▶ _DATA BLOCK_:
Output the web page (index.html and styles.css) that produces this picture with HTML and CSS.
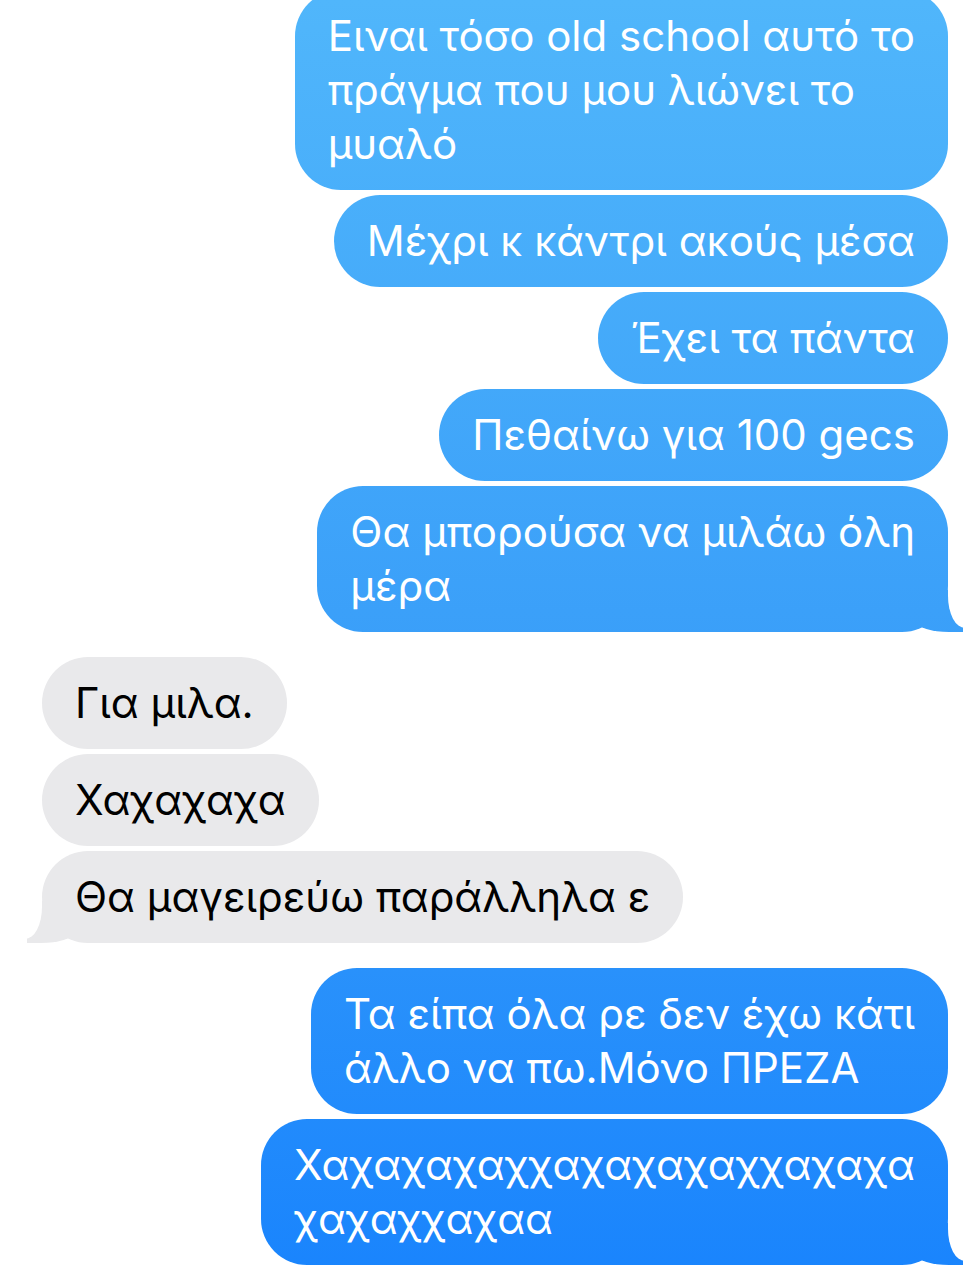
FILE: index.html
```html
<!DOCTYPE html>
<html lang="el">
<head>
    <meta charset="UTF-8">
    <meta name="viewport" content="width=device-width, initial-scale=1.0">
    <title>Μηνύματα</title>
    <link rel="stylesheet" href="styles.css">
</head>
<body>
    <div class="chat">
        <div class="group">
            <p class="msg sent">Ειναι τόσο old school αυτό το<br>πράγμα που μου λιώνει το<br>μυαλό</p>
            <p class="msg sent">Μέχρι κ κάντρι ακούς μέσα</p>
            <p class="msg sent">Έχει τα πάντα</p>
            <p class="msg sent">Πεθαίνω για 100 gecs</p>
            <p class="msg sent last">Θα μπορούσα να μιλάω όλη<br>μέρα</p>
        </div>

        <div class="group">
            <p class="msg received">Για μιλα.</p>
            <p class="msg received">Χαχαχαχα</p>
            <p class="msg received last">Θα μαγειρεύω παράλληλα ε</p>
        </div>

        <div class="group">
            <p class="msg sent">Τα είπα όλα ρε δεν έχω κάτι<br>άλλο να πω.Μόνο ΠΡΕΖΑ</p>
            <p class="msg sent last">Χαχαχαχαχχαχαχαχαχχαχαχα<br>χαχαχχαχαα</p>
        </div>
    </div>
</body>
</html>
```

FILE: styles.css
```css
body {
    margin: 0;
    background: #fff;
    font-family: Inter, "Noto Sans", "DejaVu Sans", sans-serif;
    overflow: hidden;
}

.chat {
    display: flex;
    flex-direction: column;
    gap: 25px;
    margin-top: -10px;
}

.group {
    display: flex;
    flex-direction: column;
    gap: 5px;
}

.msg {
    position: relative;
    margin: 0;
    padding: 19px 33px;
    border-radius: 46px;
    font-size: 42px;
    line-height: 54px;
    white-space: nowrap;
}

/* the blue fades down the whole screen, so each bubble gets a slice of it */
.sent {
    align-self: flex-end;
    margin-right: 32px;
    color: #fff;
    background: linear-gradient(to bottom, #50b6fb, #3a9ff9 50%, #1984fd) fixed;
}

.received {
    align-self: flex-start;
    margin-left: 42px;
    color: #000;
    background: #e9e9eb;
}

.msg.last::before,
.msg.last::after {
    content: "";
    position: absolute;
    bottom: 0;
    height: 42px;
}

.sent.last::before {
    right: -15px;
    width: 46px;
    background: inherit;
    border-bottom-left-radius: 32px 10px;
}

.sent.last::after {
    right: -44px;
    bottom: 4px;
    width: 44px;
    height: 40px;
    background: #fff;
    border-bottom-left-radius: 17px 32px;
}

.received.last::before {
    left: -15px;
    width: 46px;
    background: #e9e9eb;
    border-bottom-right-radius: 32px 10px;
}

.received.last::after {
    left: -44px;
    bottom: 4px;
    width: 44px;
    height: 40px;
    background: #fff;
    border-bottom-right-radius: 17px 32px;
}
```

▶ _EXERCISE OBJECTIVE_: Using the material above, return every line exactly as it appears, minus the pictures.

▶ _EXERCISE RESPONSE_:
Output the web page (index.html and styles.css) that produces this picture with HTML and CSS.
FILE: index.html
```html
<!DOCTYPE html>
<html lang="el">
<head>
    <meta charset="UTF-8">
    <meta name="viewport" content="width=device-width, initial-scale=1.0">
    <title>Μηνύματα</title>
    <link rel="stylesheet" href="styles.css">
</head>
<body>
    <div class="chat">
        <div class="group">
            <p class="msg sent">Ειναι τόσο old school αυτό το<br>πράγμα που μου λιώνει το<br>μυαλό</p>
            <p class="msg sent">Μέχρι κ κάντρι ακούς μέσα</p>
            <p class="msg sent">Έχει τα πάντα</p>
            <p class="msg sent">Πεθαίνω για 100 gecs</p>
            <p class="msg sent last">Θα μπορούσα να μιλάω όλη<br>μέρα</p>
        </div>

        <div class="group">
            <p class="msg received">Για μιλα.</p>
            <p class="msg received">Χαχαχαχα</p>
            <p class="msg received last">Θα μαγειρεύω παράλληλα ε</p>
        </div>

        <div class="group">
            <p class="msg sent">Τα είπα όλα ρε δεν έχω κάτι<br>άλλο να πω.Μόνο ΠΡΕΖΑ</p>
            <p class="msg sent last">Χαχαχαχαχχαχαχαχαχχαχαχα<br>χαχαχχαχαα</p>
        </div>
    </div>
</body>
</html>
```

FILE: styles.css
```css
body {
    margin: 0;
    background: #fff;
    font-family: Inter, "Noto Sans", "DejaVu Sans", sans-serif;
    overflow: hidden;
}

.chat {
    display: flex;
    flex-direction: column;
    gap: 25px;
    margin-top: -10px;
}

.group {
    display: flex;
    flex-direction: column;
    gap: 5px;
}

.msg {
    position: relative;
    margin: 0;
    padding: 19px 33px;
    border-radius: 46px;
    font-size: 42px;
    line-height: 54px;
    white-space: nowrap;
}

/* the blue fades down the whole screen, so each bubble gets a slice of it */
.sent {
    align-self: flex-end;
    margin-right: 32px;
    color: #fff;
    background: linear-gradient(to bottom, #50b6fb, #3a9ff9 50%, #1984fd) fixed;
}

.received {
    align-self: flex-start;
    margin-left: 42px;
    color: #000;
    background: #e9e9eb;
}

.msg.last::before,
.msg.last::after {
    content: "";
    position: absolute;
    bottom: 0;
    height: 42px;
}

.sent.last::before {
    right: -15px;
    width: 46px;
    background: inherit;
    border-bottom-left-radius: 32px 10px;
}

.sent.last::after {
    right: -44px;
    bottom: 4px;
    width: 44px;
    height: 40px;
    background: #fff;
    border-bottom-left-radius: 17px 32px;
}

.received.last::before {
    left: -15px;
    width: 46px;
    background: #e9e9eb;
    border-bottom-right-radius: 32px 10px;
}

.received.last::after {
    left: -44px;
    bottom: 4px;
    width: 44px;
    height: 40px;
    background: #fff;
    border-bottom-right-radius: 17px 32px;
}
```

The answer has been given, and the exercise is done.